Garoava initerruptamente. Há um tempão. Esparramado a cama, Luís ouvia as batidas dos pingos no telhado. Barulho suave, melodioso. Era uma daquelas canções que embalava a alma. Fazia-a viajar por ondas, sempre em zigue-zague, conduzidas por nuvens prenhes de uma paz, tranquilidade. Condição de quem estivesse despreocupadamente estirado a rede, armada à varanda, cuja casa fora erguida em uma área plana, cercada por um gramado espesso, onde acabara de cair o orvalho da noite, o que inundou o ar de um perfume adocicado.
Um sorriso brotou entre os lábios dele. Instante em que o sono o pegava de jeito, e o levou pelo caminho dos sonhos. Sonhou, então, que vivia em um país do faz-de-conta, diferente dos demais, distinto do até agora vivido. Embora se estranhasse por demais do usufruído. Mesmo assim nada dissera.
Talvez porque nada teria a dizer. Isto porque o tribunal do lugar, provocado que fora pelo maioral, decidira qual seria a data “marco da democracia”. Ao ser decidido, cabiam aos demais cidadãos, ainda que discordasse da decisão, apenas o cumprimento do decidido. Embora o tal “marco” representasse bem outra situação. Jamais, na verdade, o que estaria por comemorar.
Afinal, o comemorado emperrou o debate, construiu barragens para represar as águas correntes da liberdade, e liberou o forte vento da opressão, repressão, além de adotar a censura com o fim de calar, silenciar quem lhes opunham, e, quando era preciso, nos porões, quebrava-se o silêncio pela tortura, cujos autores se passaram por heróis, em um processo de completa inversão de valores, enquanto se forjava laudos e manipulava dados pretéritos e presentes, com a ação perniciosa da polícia política, cujos rastros ainda continuam vivos na areia movediça de todas as formas de ditadura.
Ditadura “vendida”, pelos deturpadores, como o “melhor dos mundos”. Foi assim em vários lugares, inclusive no país sonhado. De repente, um estrondo, depois outro, e, por fim, um terceiro. Rangia a madeira.
Luís se mexia. Parecia apavorado, a exemplo de quem estava se afogando, ainda que não o visse no próprio sonho, a menos que o ego se recusasse a aceitar o olhar do inconsciente, ou, como diria Freud, o desejo cega, embora também o faça ver, porém estava longe de ser este o caso de Luís, que não mais tossia, tampouco falava, o cenário de seu sonho passou a ser outro, distinto do primeiro, em um salão, com característica de refeitório, lotado, e de mesas fartas: toneladas de filé mignon, quase igual quantia de salmão, sete centenas de picanha, acompanhadas de oitenta mil cervejas, garrafas de uísques 12 anos e centenas de litros de conhaque. Enorme banquete. Tudo do bom e do melhor.
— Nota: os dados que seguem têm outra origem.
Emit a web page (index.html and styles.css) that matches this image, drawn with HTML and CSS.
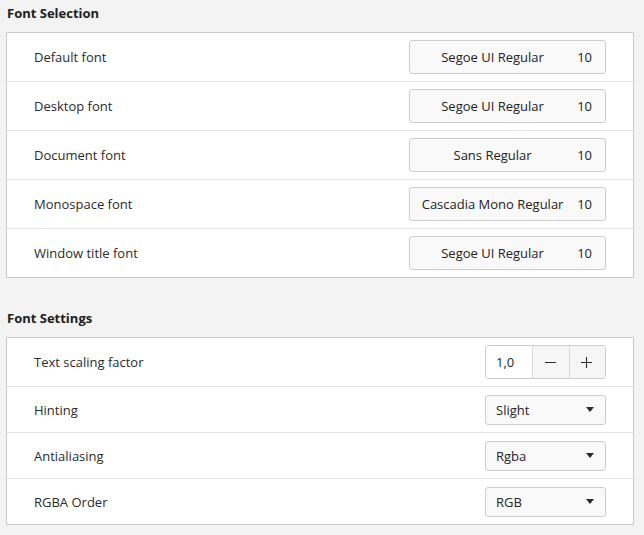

Mesmo assim, havia os que reclamavam. Reclamavam, ainda que sem razão, pois nada se tinha para tanto, uma vez que o reclamado estava por demais de bom, pelo menos da grande maioria. Poucos eram os convidados. E os que estiveram presentes, comeram e beberam. Saciaram os desejos, as vontades. Esbanjaram. Desperdiçaram, sem ter que pagar a conta. Conta salgada. Caía nas costas de quem, sequer, tinham acessos ao dito salão, só convidados para contribuir com a “vaquinha”, a mesma que bancava a refeição solene e pomposa.
Em meio à exuberância e o viço, Luís parecia despertar-se do sono, que o deixou por horas largado na cama, e preso a um sonho que mais parecia um pesadelo, uma vez que o fizera se perder no centro do país, cujo passado de lembranças se prendia a um dos quartos da casa vazia. Vazia de presenças, pois a pandemia impedia as visitas de filhos antes frequentes, enquanto aguardavam pelo auxílio emergencial, apesar de pouco, necessário. É isto.
Lourembergue Alves é professor universitário e analista político.